Work to be completed:
Work out the number of lines containing "this". Give that number alone.
>> BEGIN Supplied material
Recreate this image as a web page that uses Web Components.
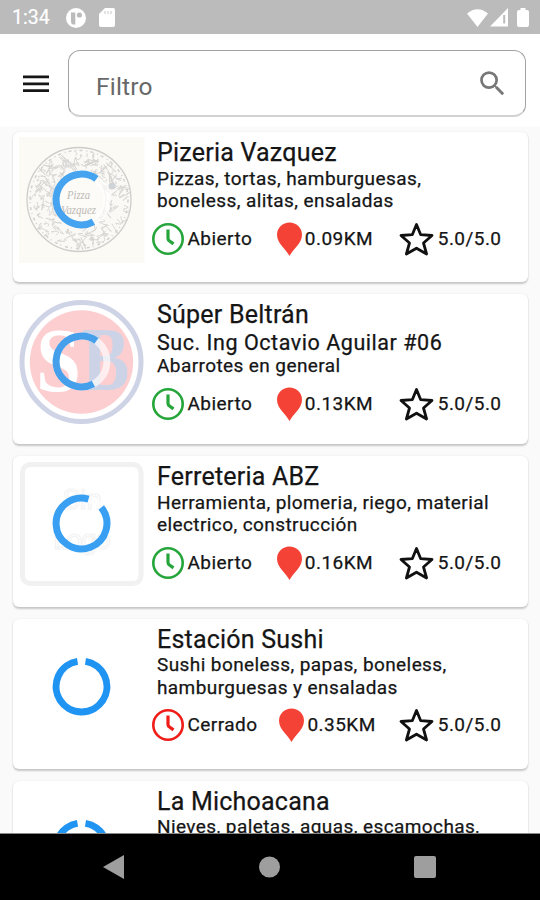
>> END Supplied material
>> BEGIN Supplied material
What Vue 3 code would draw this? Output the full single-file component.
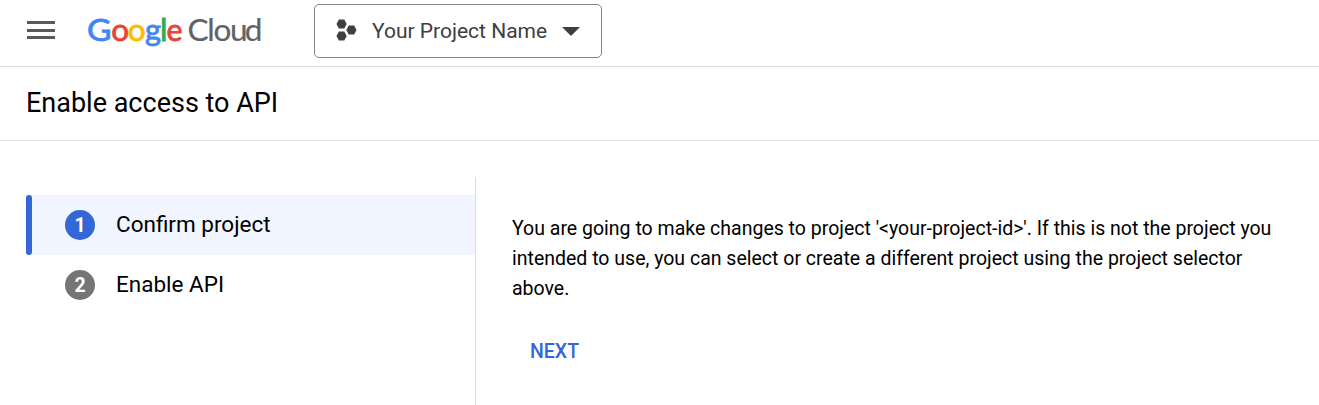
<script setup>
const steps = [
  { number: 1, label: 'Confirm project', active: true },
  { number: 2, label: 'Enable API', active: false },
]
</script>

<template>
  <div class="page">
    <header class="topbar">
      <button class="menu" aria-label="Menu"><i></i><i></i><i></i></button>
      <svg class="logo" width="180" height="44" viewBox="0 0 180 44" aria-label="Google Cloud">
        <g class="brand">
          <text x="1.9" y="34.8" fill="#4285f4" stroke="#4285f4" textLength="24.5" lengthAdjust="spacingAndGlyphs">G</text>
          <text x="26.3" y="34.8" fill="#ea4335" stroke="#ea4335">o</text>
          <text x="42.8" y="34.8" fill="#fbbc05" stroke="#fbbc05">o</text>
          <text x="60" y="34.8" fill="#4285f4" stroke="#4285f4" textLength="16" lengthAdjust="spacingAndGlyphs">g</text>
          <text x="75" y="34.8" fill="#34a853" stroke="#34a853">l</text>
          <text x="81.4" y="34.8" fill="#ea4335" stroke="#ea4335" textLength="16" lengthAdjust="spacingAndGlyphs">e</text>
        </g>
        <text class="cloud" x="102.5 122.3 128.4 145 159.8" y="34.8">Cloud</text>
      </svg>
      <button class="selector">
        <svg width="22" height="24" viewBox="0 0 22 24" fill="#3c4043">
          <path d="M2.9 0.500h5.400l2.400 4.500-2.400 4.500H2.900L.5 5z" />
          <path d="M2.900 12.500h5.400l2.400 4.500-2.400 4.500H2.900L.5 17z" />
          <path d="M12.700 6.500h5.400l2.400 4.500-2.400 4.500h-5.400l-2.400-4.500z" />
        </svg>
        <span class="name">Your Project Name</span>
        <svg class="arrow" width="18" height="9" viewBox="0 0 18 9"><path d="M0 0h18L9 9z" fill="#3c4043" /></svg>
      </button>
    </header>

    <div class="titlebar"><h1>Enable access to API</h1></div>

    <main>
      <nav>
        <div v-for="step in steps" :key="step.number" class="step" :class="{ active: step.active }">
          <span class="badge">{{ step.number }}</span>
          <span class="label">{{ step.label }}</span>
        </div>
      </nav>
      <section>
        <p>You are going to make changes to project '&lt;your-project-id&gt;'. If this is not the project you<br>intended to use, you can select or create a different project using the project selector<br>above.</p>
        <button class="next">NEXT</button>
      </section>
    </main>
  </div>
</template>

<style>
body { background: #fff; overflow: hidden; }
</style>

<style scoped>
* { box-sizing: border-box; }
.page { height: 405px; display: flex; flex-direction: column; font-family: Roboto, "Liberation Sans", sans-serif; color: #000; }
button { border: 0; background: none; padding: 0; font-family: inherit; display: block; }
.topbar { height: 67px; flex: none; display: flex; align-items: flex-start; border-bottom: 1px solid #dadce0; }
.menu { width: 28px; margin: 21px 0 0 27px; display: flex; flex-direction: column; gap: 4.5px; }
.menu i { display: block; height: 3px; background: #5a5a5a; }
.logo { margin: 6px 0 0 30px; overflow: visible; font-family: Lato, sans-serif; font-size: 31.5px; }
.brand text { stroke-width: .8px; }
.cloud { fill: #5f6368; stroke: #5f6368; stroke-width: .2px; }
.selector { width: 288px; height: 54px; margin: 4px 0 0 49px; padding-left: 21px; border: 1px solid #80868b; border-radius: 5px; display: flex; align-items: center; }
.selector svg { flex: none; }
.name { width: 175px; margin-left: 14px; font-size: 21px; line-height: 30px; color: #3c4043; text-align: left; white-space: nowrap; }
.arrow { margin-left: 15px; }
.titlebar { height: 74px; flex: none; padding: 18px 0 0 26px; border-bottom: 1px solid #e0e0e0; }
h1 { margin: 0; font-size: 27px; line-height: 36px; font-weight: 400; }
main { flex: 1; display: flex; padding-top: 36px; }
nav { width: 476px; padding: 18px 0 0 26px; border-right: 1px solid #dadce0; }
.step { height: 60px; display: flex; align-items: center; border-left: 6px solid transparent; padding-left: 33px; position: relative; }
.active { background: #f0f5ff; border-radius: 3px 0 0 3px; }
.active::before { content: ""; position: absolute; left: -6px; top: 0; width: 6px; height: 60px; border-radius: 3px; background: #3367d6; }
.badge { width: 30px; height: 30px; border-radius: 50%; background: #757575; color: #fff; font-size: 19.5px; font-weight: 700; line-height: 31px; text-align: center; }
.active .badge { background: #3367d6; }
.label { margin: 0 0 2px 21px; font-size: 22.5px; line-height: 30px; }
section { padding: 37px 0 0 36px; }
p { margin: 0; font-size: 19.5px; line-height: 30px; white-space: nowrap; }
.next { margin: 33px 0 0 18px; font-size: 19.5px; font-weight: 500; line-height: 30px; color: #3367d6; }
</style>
>> END Supplied material
Exercise response:
3